The difference between the two wars the imperialist war and the peoples war is well symbolised in my home town, Edinburgh. Towering above the streets on the Castle Rock stands Scotlands National War Memorial. Hundreds of metres below, down a dark staircase, in a corner under a tree near the railway line, is a metal plate, hardly larger in size than this book. It is dedicated to those who died fighting fascism in the Spanish Civil War. Hopefully this work will put both aspects into a more balanced perspective.
Introduction
THE IMAGE OF THE SECOND WORLD WAR A PARADOX
The Second World War is unique among twentieth-century conflicts. Other wars, such as the First World War, Vietnam, Iraq, or Afghanistan, began with public support whipped up by a supine media, but lost it once the deadly reality and the true motivations of governments broke through the propaganda smokescreen. The Second World War escapes this paradigm. Its reputation was positive from start to finish and it remains untarnished even now.
There was understandable joy at the defeat of the Germany, Italy and Japan in countries under the Axis heel. But pollsters in the United States found that the wars popularity only increased as the death toll mounted. While approval for President Roosevelt never fell below 70 per cent, support for peace initiatives declined.

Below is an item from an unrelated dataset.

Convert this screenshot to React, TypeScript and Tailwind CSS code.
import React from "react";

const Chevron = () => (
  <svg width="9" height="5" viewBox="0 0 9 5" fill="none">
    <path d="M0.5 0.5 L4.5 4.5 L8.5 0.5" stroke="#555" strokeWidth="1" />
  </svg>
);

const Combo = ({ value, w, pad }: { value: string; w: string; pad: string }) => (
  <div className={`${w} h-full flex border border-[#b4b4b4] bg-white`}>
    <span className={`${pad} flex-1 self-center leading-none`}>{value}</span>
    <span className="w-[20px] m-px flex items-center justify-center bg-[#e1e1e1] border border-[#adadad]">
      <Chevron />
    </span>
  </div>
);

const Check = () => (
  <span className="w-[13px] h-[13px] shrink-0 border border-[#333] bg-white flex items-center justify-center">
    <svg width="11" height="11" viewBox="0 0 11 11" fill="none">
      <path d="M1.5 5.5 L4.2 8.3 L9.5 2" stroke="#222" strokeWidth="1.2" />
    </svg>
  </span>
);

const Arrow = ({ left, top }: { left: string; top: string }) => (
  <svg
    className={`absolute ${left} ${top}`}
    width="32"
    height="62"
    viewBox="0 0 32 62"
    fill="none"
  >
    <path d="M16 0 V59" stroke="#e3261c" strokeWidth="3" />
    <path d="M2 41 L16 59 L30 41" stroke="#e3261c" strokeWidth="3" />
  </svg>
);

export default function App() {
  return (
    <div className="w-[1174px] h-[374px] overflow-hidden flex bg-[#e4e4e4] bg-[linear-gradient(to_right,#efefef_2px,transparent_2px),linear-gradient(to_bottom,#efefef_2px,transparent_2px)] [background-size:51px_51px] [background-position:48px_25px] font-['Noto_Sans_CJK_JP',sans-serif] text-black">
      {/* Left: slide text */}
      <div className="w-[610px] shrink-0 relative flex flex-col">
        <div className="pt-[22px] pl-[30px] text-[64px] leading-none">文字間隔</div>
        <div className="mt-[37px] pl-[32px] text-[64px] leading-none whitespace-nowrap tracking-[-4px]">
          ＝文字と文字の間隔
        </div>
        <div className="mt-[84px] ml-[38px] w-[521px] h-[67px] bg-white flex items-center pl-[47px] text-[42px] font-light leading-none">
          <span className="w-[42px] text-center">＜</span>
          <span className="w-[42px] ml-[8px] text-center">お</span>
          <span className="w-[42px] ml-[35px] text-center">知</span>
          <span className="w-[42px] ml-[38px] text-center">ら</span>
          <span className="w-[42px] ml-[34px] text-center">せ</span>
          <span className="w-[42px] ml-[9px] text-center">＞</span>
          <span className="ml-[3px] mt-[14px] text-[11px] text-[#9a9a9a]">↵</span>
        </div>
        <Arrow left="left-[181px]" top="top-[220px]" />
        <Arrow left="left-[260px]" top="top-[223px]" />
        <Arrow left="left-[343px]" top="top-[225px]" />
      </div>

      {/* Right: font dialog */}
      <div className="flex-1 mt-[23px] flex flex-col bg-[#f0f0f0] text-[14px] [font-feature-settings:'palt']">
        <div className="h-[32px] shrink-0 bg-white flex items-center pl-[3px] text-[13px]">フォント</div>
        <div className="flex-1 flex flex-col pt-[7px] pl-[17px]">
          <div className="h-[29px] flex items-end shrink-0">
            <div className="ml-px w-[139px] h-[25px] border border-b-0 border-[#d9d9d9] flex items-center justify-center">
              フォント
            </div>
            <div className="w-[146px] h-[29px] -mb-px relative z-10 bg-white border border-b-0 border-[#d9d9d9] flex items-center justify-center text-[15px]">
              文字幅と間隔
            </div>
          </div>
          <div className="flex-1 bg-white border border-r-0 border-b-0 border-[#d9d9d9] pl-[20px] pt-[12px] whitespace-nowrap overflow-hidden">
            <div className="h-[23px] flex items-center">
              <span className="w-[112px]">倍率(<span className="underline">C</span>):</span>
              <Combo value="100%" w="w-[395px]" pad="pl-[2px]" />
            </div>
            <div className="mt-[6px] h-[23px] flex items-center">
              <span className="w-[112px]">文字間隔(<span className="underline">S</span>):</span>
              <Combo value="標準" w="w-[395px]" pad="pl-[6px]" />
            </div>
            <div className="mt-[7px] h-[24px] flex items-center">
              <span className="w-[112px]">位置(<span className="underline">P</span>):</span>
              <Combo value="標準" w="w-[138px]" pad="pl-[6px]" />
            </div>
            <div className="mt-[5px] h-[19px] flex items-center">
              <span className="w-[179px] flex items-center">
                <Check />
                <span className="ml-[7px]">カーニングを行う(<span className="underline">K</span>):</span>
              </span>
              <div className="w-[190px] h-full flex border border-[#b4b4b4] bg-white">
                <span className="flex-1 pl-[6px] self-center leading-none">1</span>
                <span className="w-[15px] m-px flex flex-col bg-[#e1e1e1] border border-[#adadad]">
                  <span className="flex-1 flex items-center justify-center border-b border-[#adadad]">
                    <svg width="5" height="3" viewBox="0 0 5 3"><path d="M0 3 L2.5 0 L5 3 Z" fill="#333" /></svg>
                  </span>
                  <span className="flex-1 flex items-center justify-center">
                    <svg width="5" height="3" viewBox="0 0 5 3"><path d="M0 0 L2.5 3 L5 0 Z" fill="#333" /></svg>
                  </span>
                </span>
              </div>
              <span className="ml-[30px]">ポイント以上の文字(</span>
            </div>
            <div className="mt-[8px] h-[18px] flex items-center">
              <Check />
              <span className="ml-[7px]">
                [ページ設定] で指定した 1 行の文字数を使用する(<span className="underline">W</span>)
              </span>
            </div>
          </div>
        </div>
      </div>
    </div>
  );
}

A similar situation prevailed in Britain, where Mass Observation volunteers measured public opinion. They assiduously recorded overheard conversations, and gauged attitudes. A typical remark of the early phoney war period (when hostilities had been declared but virtually no military action taken) was: I cannot see why we are not doing something ... Why dont we go and attack Italy, or start something in Abyssinia. One Observer noted the overwhelming acclamation with which the news of any offensive action is received. Years of gruelling struggle and enormous loss of life did not dim enthusiasm. News of the D-Day Normandy landings in 1944 evoked wild rejoicing:
The child excitedly exclaimed Daddy the second fronts started. Daddy rushed downstairs; fumbles with the wireless knob and asks; Did we invade? No jokes. Youre kidding. The family sits down to breakfast but are much too excited to eat. We had an urge to rush all over the place, to go knocking at neighbours doors to find out whether the invasion has started.

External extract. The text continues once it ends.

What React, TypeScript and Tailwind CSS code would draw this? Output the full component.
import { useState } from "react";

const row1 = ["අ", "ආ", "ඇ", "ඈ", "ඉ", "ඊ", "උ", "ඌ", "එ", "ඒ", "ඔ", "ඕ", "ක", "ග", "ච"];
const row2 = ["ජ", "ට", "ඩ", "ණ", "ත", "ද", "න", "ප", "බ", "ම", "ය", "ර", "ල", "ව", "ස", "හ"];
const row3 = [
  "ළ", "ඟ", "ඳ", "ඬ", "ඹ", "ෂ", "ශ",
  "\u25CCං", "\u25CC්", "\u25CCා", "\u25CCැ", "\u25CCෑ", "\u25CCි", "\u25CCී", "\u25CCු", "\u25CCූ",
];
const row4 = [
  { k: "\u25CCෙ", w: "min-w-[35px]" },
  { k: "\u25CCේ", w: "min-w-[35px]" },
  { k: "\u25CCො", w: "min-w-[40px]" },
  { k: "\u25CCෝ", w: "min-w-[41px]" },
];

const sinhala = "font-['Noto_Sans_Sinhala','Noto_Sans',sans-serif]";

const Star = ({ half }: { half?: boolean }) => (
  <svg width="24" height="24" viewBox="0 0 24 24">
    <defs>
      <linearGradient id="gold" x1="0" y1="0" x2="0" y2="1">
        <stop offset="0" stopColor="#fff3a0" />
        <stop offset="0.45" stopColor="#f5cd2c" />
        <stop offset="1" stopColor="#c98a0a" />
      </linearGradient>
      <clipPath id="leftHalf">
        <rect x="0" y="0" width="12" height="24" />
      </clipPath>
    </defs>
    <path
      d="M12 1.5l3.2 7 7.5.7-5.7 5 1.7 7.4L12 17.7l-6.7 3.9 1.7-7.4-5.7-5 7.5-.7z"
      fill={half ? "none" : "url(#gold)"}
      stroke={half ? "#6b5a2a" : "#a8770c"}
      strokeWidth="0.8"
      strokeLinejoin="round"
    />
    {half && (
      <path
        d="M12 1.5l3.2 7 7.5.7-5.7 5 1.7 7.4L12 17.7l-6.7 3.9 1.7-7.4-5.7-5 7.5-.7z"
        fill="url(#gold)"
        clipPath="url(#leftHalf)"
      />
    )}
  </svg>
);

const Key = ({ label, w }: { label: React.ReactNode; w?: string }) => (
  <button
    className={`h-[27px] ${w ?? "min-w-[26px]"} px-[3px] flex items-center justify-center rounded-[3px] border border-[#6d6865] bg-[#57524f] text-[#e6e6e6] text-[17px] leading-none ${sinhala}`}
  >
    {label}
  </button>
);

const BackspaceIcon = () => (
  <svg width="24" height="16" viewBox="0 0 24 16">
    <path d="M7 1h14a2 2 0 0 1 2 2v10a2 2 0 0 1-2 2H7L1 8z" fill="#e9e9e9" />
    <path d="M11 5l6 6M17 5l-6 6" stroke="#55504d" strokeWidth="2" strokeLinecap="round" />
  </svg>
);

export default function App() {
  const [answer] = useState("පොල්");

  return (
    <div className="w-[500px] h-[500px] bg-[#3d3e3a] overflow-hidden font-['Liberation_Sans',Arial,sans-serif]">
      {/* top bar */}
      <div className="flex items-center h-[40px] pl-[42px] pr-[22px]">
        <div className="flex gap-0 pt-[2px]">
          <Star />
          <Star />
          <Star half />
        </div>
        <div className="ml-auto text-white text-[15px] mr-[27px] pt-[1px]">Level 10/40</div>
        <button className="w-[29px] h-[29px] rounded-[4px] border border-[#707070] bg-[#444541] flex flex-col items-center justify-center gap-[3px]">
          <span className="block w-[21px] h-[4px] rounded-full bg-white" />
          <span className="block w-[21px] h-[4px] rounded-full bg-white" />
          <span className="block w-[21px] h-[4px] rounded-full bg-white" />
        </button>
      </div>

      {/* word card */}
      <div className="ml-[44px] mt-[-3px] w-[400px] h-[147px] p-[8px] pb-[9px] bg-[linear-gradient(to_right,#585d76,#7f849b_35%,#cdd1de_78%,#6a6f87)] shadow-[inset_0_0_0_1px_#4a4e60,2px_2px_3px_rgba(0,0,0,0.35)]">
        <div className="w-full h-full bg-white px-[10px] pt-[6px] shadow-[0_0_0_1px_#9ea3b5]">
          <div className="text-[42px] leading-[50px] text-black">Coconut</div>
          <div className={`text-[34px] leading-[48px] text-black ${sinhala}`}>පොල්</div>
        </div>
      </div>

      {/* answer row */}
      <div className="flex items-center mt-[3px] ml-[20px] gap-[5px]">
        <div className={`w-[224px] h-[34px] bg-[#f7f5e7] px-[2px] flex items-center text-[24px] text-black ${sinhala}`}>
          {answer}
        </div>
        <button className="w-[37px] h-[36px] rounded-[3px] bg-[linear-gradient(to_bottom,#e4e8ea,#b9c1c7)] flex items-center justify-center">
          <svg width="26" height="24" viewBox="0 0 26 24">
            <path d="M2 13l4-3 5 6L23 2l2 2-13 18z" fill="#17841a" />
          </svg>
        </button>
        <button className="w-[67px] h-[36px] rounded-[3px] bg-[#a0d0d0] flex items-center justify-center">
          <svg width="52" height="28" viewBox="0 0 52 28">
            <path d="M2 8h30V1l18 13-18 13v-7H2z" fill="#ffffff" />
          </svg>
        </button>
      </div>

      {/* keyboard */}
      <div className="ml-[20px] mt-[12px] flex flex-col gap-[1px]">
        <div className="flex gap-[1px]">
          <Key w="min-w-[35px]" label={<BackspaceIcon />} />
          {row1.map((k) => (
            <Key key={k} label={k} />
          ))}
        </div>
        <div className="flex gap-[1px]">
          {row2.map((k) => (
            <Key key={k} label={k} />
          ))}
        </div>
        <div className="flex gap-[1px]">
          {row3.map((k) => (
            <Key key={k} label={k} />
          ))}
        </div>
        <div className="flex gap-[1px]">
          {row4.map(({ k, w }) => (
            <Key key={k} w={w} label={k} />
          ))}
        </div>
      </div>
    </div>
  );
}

Thousands of miles away Dmitriy Loza, a Red Army officer, eulogised the fight against Nazism as a Sacred War:
[W]ar came to us on 22 June 1941, bringing with it blood and tears, concentration camps, the destruction of our cities and villages, and thousands upon tens and hundreds of thousands of deaths ... If it would have been possible to collect all the tears ... that flowed during the four years of the war and to pour them out on Germany, that country would have been at the bottom of a deep sea....
Even with 70 years distance, fascination with the Second World War endures. As Loza predicted ten or even a hundred generations of true patriots will not forget this war.

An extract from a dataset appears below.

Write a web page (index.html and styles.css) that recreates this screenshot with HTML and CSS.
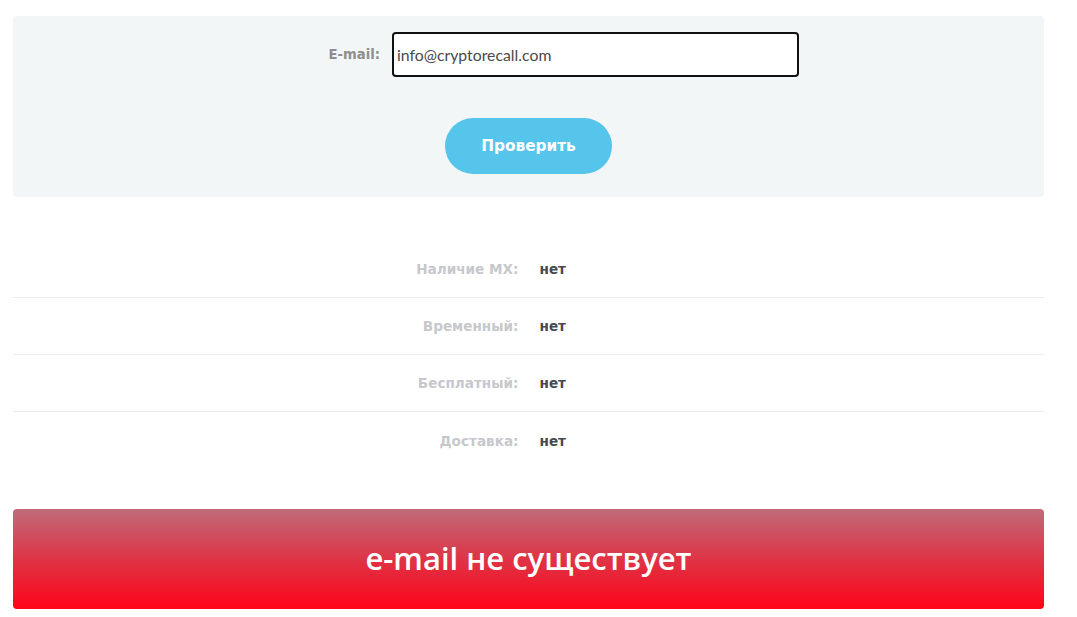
FILE: index.html
```html
<!DOCTYPE html>
<html lang="ru">
<head>
<meta charset="utf-8">
<title>Проверка e-mail</title>
<link rel="stylesheet" href="styles.css">
</head>
<body>
<div class="page">
  <form class="panel">
    <div class="field">
      <label class="field-label" for="email">E-mail:</label>
      <input class="field-input" id="email" type="text" value="info@cryptorecall.com">
    </div>
    <div class="actions">
      <button class="btn" type="button">Проверить</button>
    </div>
  </form>

  <div class="results">
    <div class="row"><div class="key">Наличие MX:</div><div class="val">нет</div></div>
    <div class="row"><div class="key">Временный:</div><div class="val">нет</div></div>
    <div class="row"><div class="key">Бесплатный:</div><div class="val">нет</div></div>
    <div class="row"><div class="key">Доставка:</div><div class="val">нет</div></div>
  </div>

  <div class="verdict">e-mail не существует</div>
</div>
</body>
</html>
```
FILE: styles.css
```css
html, body {
  margin: 0;
  padding: 0;
  background: #ffffff;
}
.page {
  margin: 16px 33px 0 13px;
  font-family: "DejaVu Sans", "Noto Sans", sans-serif;
}
.panel {
  background: #f3f6f7;
  border-radius: 4px;
  padding: 16px 0 23px;
  display: flex;
  flex-direction: column;
  gap: 41px;
}
.field {
  display: grid;
  grid-template-columns: 367px 407px;
  column-gap: 12px;
  align-items: center;
}
.field-label {
  justify-self: end;
  font-size: 13.2px;
  font-weight: bold;
  color: #8e8e8e;
}
.field-input {
  box-sizing: border-box;
  height: 45px;
  border: 2px solid #111;
  border-radius: 4px;
  background: #fff;
  padding: 0 3px;
  font-family: "Lato", sans-serif;
  font-size: 15.8px;
  color: #4a4a4a;
  outline: none;
}
.actions {
  display: flex;
  justify-content: center;
}
.btn {
  width: 167px;
  height: 56px;
  border: none;
  border-radius: 28px;
  background: #56c5ec;
  color: #fff;
  font-family: "DejaVu Sans", sans-serif;
  font-weight: bold;
  font-size: 15.3px;
  padding: 0;
  cursor: pointer;
}
.results {
  margin-top: 44px;
}
.row {
  display: grid;
  grid-template-columns: 1fr 1fr;
  height: 57px;
  align-items: center;
  border-bottom: 1px solid #ececec;
  box-sizing: border-box;
  font-size: 13.6px;
  font-weight: bold;
}
.row:last-child {
  border-bottom: none;
}
.key {
  text-align: right;
  padding-right: 10px;
  color: #c6c8cc;
}
.val {
  padding-left: 11px;
  color: #454a50;
}
.verdict {
  margin-top: 40px;
  height: 100px;
  border-radius: 4px;
  background: linear-gradient(to bottom, #c06b79 0%, #de3446 50%, #ff0419 100%);
  color: #fff;
  display: flex;
  align-items: center;
  justify-content: center;
  font-family: "Open Sans", sans-serif;
  font-weight: 600;
  font-size: 31px;
  padding-bottom: 3px;
  box-sizing: border-box;
}
```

The Second World Wars popularity is surprising given its enormous destructiveness. In comparing casualty figures the warning of this Japanese commentator should be remembered: We shouldnt make deaths into numbers. They were each individuals. They had names, faces ... My brother might just be a fraction of several millions, but for me hes the only Elder Brother in the world. For my mother he was the only Eldest Son. Compile the dead one by one.